● Available data:
###
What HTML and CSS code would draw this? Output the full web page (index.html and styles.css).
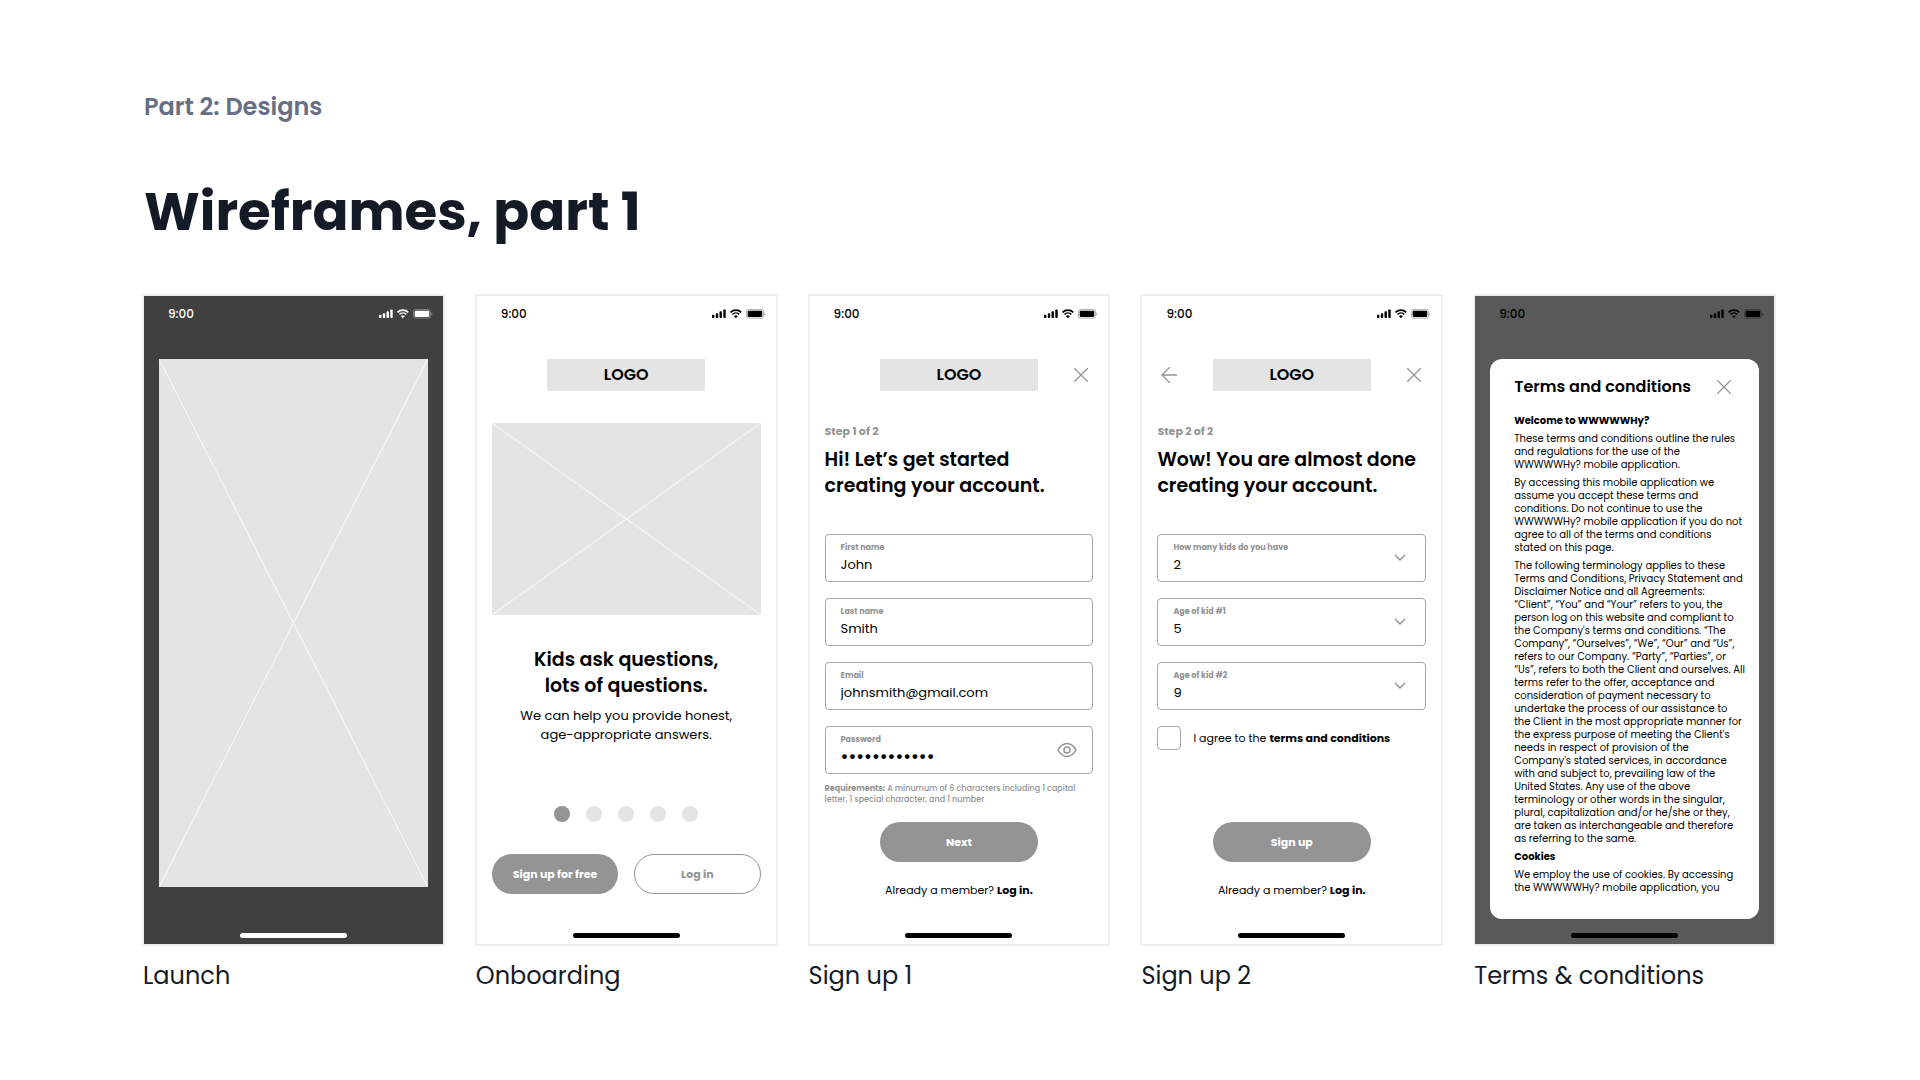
FILE: index.html
```html
<!DOCTYPE html>
<html lang="en">
<head>
  <meta charset="UTF-8">
  <meta name="viewport" content="width=device-width, initial-scale=1">
  <title>Wireframes, part 1</title>
  <link rel="stylesheet" href="styles.css">
</head>
<body>
  <svg class="sprite" aria-hidden="true">
    <symbol id="status" viewBox="0 0 67 12">
      <rect x="0" y="7" width="3" height="4" rx="1"/>
      <rect x="4.7" y="5" width="3" height="6" rx="1"/>
      <rect x="9.3" y="2.6" width="3" height="8.4" rx="1"/>
      <rect x="14" y="0.3" width="3" height="10.7" rx="1"/>
      <g transform="translate(22 0)">
        <path d="M1 3.9A9.6 9.6 0 0 1 14.3 3.9M3.4 6.5A6.1 6.1 0 0 1 11.9 6.5" fill="none" stroke="currentColor" stroke-width="2"/>
        <path d="M7.65 11.2L5.2 8.7A3.5 3.5 0 0 1 10.1 8.7Z"/>
      </g>
      <rect x="42.8" y="0.5" width="21" height="10.6" rx="2.4" fill="none" stroke="currentColor" opacity=".4"/>
      <rect x="44.3" y="2" width="18" height="7.6" rx="1.3"/>
      <path d="M65 4v4a2.2 2.2 0 0 0 0-4z" opacity=".4"/>
    </symbol>
    <symbol id="close" viewBox="0 0 14 14"><path d="M.5.5l13 13M13.5.5l-13 13"/></symbol>
    <symbol id="back" viewBox="0 0 16 16"><path d="M15.5 8H1M8.5.5L1 8l7.5 7.5"/></symbol>
    <symbol id="chevron" viewBox="0 0 12 8"><path d="M1 1l5 5 5-5"/></symbol>
    <symbol id="eye" viewBox="0 0 20 16"><path d="M1 8c2.5-4.5 5.5-6.500 9-6.500s6.500 2 9 6.500c-2.500 4.500-5.500 6.500-9 6.500s-6.500-2-9-6.500z"/><circle cx="10" cy="8" r="3"/></symbol>
    <symbol id="cross" viewBox="0 0 100 100" preserveAspectRatio="none"><path d="M0 0l100 100M100 0L0 100" vector-effect="non-scaling-stroke"/></symbol>
  </svg>

  <main class="page">
    <p class="section">Part 2: Designs</p>
    <h1 class="title">Wireframes, part 1</h1>

    <div class="screens">
      <figure class="frame">
        <div class="screen launch">
          <div class="statusbar"><span>9:00</span><svg><use href="#status"/></svg></div>
          <div class="content">
            <svg class="placeholder splash"><use href="#cross"/></svg>
          </div>
          <div class="home"></div>
        </div>
        <figcaption>Launch</figcaption>
      </figure>

      <figure class="frame">
        <div class="screen">
          <div class="statusbar"><span>9:00</span><svg><use href="#status"/></svg></div>
          <div class="content onboarding">
            <div class="topbar"><div class="logo">LOGO</div></div>
            <svg class="placeholder hero"><use href="#cross"/></svg>
            <h2 class="heading">Kids ask questions,<br>lots of questions.</h2>
            <p class="lead">We can help you provide honest,<br>age-appropriate answers.</p>
            <div class="dots"><i class="active"></i><i></i><i></i><i></i><i></i></div>
            <div class="buttons">
              <button class="btn">Sign up for free</button>
              <button class="btn outline">Log in</button>
            </div>
          </div>
          <div class="home"></div>
        </div>
        <figcaption>Onboarding</figcaption>
      </figure>

      <figure class="frame">
        <div class="screen">
          <div class="statusbar"><span>9:00</span><svg><use href="#status"/></svg></div>
          <form class="content">
            <div class="topbar">
              <div class="logo">LOGO</div>
              <button type="button" class="icon close" aria-label="Close"><svg><use href="#close"/></svg></button>
            </div>
            <p class="step">Step 1 of 2</p>
            <h2 class="heading">Hi! Let’s get started<br>creating your account.</h2>
            <div class="fields">
              <div class="field">
                <label for="first">First name</label>
                <input type="text" id="first" value="John">
              </div>
              <div class="field">
                <label for="last">Last name</label>
                <input type="text" id="last" value="Smith">
              </div>
              <div class="field">
                <label for="email">Email</label>
                <input type="email" id="email" value="johnsmith@gmail.com">
              </div>
              <div class="field">
                <label for="password">Password</label>
                <input type="password" id="password" value="Wireframes1!">
                <button type="button" class="icon eye" aria-label="Show password"><svg><use href="#eye"/></svg></button>
              </div>
            </div>
            <p class="help"><b>Requirements:</b> A minumum of 6 characters including 1 capital<br>letter, 1 special character, and 1 number</p>
            <div class="actions">
              <button type="button" class="btn">Next</button>
              <p>Already a member? <a href="#">Log in.</a></p>
            </div>
          </form>
          <div class="home"></div>
        </div>
        <figcaption>Sign up 1</figcaption>
      </figure>

      <figure class="frame">
        <div class="screen">
          <div class="statusbar"><span>9:00</span><svg><use href="#status"/></svg></div>
          <form class="content">
            <div class="topbar">
              <button type="button" class="icon back" aria-label="Back"><svg><use href="#back"/></svg></button>
              <div class="logo">LOGO</div>
              <button type="button" class="icon close" aria-label="Close"><svg><use href="#close"/></svg></button>
            </div>
            <p class="step">Step 2 of 2</p>
            <h2 class="heading">Wow! You are almost done<br>creating your account.</h2>
            <div class="fields">
              <div class="field">
                <label for="kids">How many kids do you have</label>
                <select id="kids"><option>1</option><option selected>2</option><option>3</option></select>
                <svg class="chevron"><use href="#chevron"/></svg>
              </div>
              <div class="field">
                <label for="age1">Age of kid #1</label>
                <select id="age1"><option>4</option><option selected>5</option><option>6</option></select>
                <svg class="chevron"><use href="#chevron"/></svg>
              </div>
              <div class="field">
                <label for="age2">Age of kid #2</label>
                <select id="age2"><option>8</option><option selected>9</option><option>10</option></select>
                <svg class="chevron"><use href="#chevron"/></svg>
              </div>
              <div class="agree">
                <input type="checkbox" id="agree">
                <label for="agree">I agree to the <a href="#terms">terms and conditions</a></label>
              </div>
            </div>
            <div class="actions">
              <button type="button" class="btn">Sign up</button>
              <p>Already a member? <a href="#">Log in.</a></p>
            </div>
          </form>
          <div class="home"></div>
        </div>
        <figcaption>Sign up 2</figcaption>
      </figure>

      <figure class="frame">
        <div class="screen dimmed">
          <div class="statusbar"><span>9:00</span><svg><use href="#status"/></svg></div>
          <div class="content">
            <div class="modal" id="terms">
              <div class="modal-head">
                <h2>Terms and conditions</h2>
                <button class="icon close" aria-label="Close"><svg><use href="#close"/></svg></button>
              </div>
              <div class="terms">
                <h3>Welcome to WWWWWHy?</h3>
                <p>These terms and conditions outline the rules<br>and regulations for the use of the<br>WWWWWHy? mobile application.</p>
                <p>By accessing this mobile application we<br>assume you accept these terms and<br>conditions. Do not continue to use the<br>WWWWWHy? mobile application if you do not<br>agree to all of the terms and conditions<br>stated on this page.</p>
                <p>The following terminology applies to these<br>Terms and Conditions, Privacy Statement and<br>Disclaimer Notice and all Agreements:<br>“Client”, “You” and “Your” refers to you, the<br>person log on this website and compliant to<br>the Company's terms and conditions. “The<br>Company”, “Ourselves”, “We”, “Our” and “Us”,<br>refers to our Company. “Party”, “Parties”, or<br>“Us”, refers to both the Client and ourselves. All<br>terms refer to the offer, acceptance and<br>consideration of payment necessary to<br>undertake the process of our assistance to<br>the Client in the most appropriate manner for<br>the express purpose of meeting the Client's<br>needs in respect of provision of the<br>Company's stated services, in accordance<br>with and subject to, prevailing law of the<br>United States. Any use of the above<br>terminology or other words in the singular,<br>plural, capitalization and/or he/she or they,<br>are taken as interchangeable and therefore<br>as referring to the same.</p>
                <h3>Cookies</h3>
                <p>We employ the use of cookies. By accessing<br>the WWWWWHy? mobile application, you</p>
              </div>
            </div>
          </div>
          <div class="home"></div>
        </div>
        <figcaption>Terms &amp; conditions</figcaption>
      </figure>
    </div>
  </main>
</body>
</html>
```
FILE: styles.css
```css
* { box-sizing: border-box; }
body { margin: 0; background: #fff; color: #000; font-family: Poppins, Inter, sans-serif; font-feature-settings: "cv11" 1; }
h1, h2, h3, p, figure { margin: 0; }
button, input, select { font: inherit; font-feature-settings: inherit; color: inherit; }
button { padding: 0; border: 0; background: none; cursor: pointer; }
a { color: inherit; font-weight: 700; text-decoration: none; }
.sprite { position: absolute; width: 0; height: 0; }

.page { padding: 91px 144px 60px 142px; }
.section { padding-left: 2px; font-size: 24px; line-height: 32px; font-weight: 600; color: #667085; }
.title { margin: 57px 0 50px; padding-left: 2px; font-size: 53px; line-height: 64px; font-weight: 700; color: #151b26; }

.screens { display: grid; grid-template-columns: repeat(5, 1fr); gap: 30px; }
.frame { display: flex; flex-direction: column; min-width: 0; }
.frame figcaption { margin-top: 14px; padding-left: 1px; font-size: 24px; line-height: 32px; color: #151b26; }

.screen { flex: 1; display: flex; flex-direction: column; border: 2px solid #edf0f2; background: #fff; }
.screen.launch { background: #404040; }
.screen.launch .statusbar { color: #fff; }
.screen.launch .home { background: #fff; }
.screen.dimmed { background: #595959; }

.statusbar { display: flex; align-items: center; justify-content: space-between; height: 35px; margin-bottom: 28px; padding: 0 10px 0 24px; font-size: 12px; font-weight: 500; }
.statusbar svg { width: 54px; height: 10px; fill: currentColor; }
.content { flex: 1; display: flex; flex-direction: column; padding: 0 15px; }
.home { width: 107px; height: 5px; margin: 14px auto 6px; border-radius: 3px; background: #000; }

.placeholder { display: block; width: 100%; background: #e4e4e4; stroke: #fafafa; }
.splash { flex: 1; margin-bottom: 32px; }
.hero { height: 192px; margin-top: 32px; }

.topbar { display: grid; grid-template-columns: 1fr 158px 1fr; align-items: center; }
.logo { grid-column: 2; background: #e4e4e4; font-size: 16px; line-height: 32px; font-weight: 600; text-align: center; }
.icon { display: flex; }
.icon svg { width: 14px; height: 14px; fill: none; stroke: #949494; stroke-width: 1.3px; stroke-linecap: round; }
.topbar .close { grid-column: 3; justify-self: end; margin-right: 5px; }
.topbar .back { justify-self: start; margin-left: 4px; }
.icon.back svg { width: 16px; height: 16px; }

.heading { font-size: 19px; line-height: 26px; font-weight: 600; white-space: nowrap; }
.onboarding { text-align: center; }
.onboarding .heading { margin-top: 32px; }
.lead { margin-top: 7px; font-size: 13px; line-height: 19px; }
.dots { display: flex; justify-content: center; gap: 16px; margin: 62px 0 32px; }
.dots i { width: 16px; height: 16px; border-radius: 50%; background: #e4e4e4; }
.dots .active { background: #949494; }
.buttons { display: grid; grid-template-columns: 1fr 1fr; gap: 16px; }
.btn { height: 40px; border-radius: 20px; background: #949494; color: #fff; font-size: 11px; font-weight: 700; }
.btn.outline { border: 1px solid #949494; background: #fff; color: #949494; }

.step { margin: 32px 0 8px; font-size: 11px; line-height: 16px; font-weight: 700; color: #949494; }
.fields { display: grid; gap: 16px; margin-top: 35px; }
.field { display: grid; grid-template-columns: 1fr auto; grid-template-rows: 14px 20px; height: 48px; padding: 6px 15px; border: 1px solid #a8a8a8; border-radius: 4px; }
.field label { grid-area: 1 / 1; font-size: 8px; line-height: 14px; font-weight: 700; color: #949494; }
.field input, .field select { grid-area: 2 / 1; width: 100%; min-width: 0; height: 20px; padding: 0; border: 0; outline: 0; background: none; appearance: none; font-size: 13px; line-height: 20px; }
.field input[type="password"] { font-size: 19px; }
.field .eye, .field .chevron { grid-area: 1 / 2 / 3 / 3; align-self: center; }
.eye svg { width: 20px; height: 16px; stroke-width: 1.5px; }
.chevron { width: 12px; height: 8px; margin-right: 4px; fill: none; stroke: #949494; stroke-width: 1.5px; }
.help { margin-top: 9px; font-size: 8px; line-height: 11px; font-weight: 500; color: #949494; white-space: nowrap; }
.agree { display: flex; align-items: center; gap: 12px; font-size: 11px; }
.agree input { width: 24px; height: 24px; margin: 0; border: 1px solid #a8a8a8; border-radius: 4px; appearance: none; }
.actions { margin-top: auto; padding-bottom: 21px; text-align: center; font-size: 11px; line-height: 16px; }
.actions .btn { width: 158px; margin-bottom: 20px; }

.modal { flex: 1; padding: 17px 20px 25px 24px; border-radius: 12px; background: #fff; white-space: nowrap; }
.modal-head { display: flex; align-items: center; justify-content: space-between; margin-bottom: 16px; }
.modal-head h2 { font-size: 16px; line-height: 22px; font-weight: 600; }
.modal-head .close { margin-right: 8px; }
.terms { display: grid; gap: 5px; font-size: 10px; line-height: 13px; }
.terms h3 { font-size: 10px; font-weight: 700; }
```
###
● Stated exercise: Find all lines with "index" in them and copy each one.

● Result of this task:
What HTML and CSS code would draw this? Output the full web page (index.html and styles.css).
FILE: index.html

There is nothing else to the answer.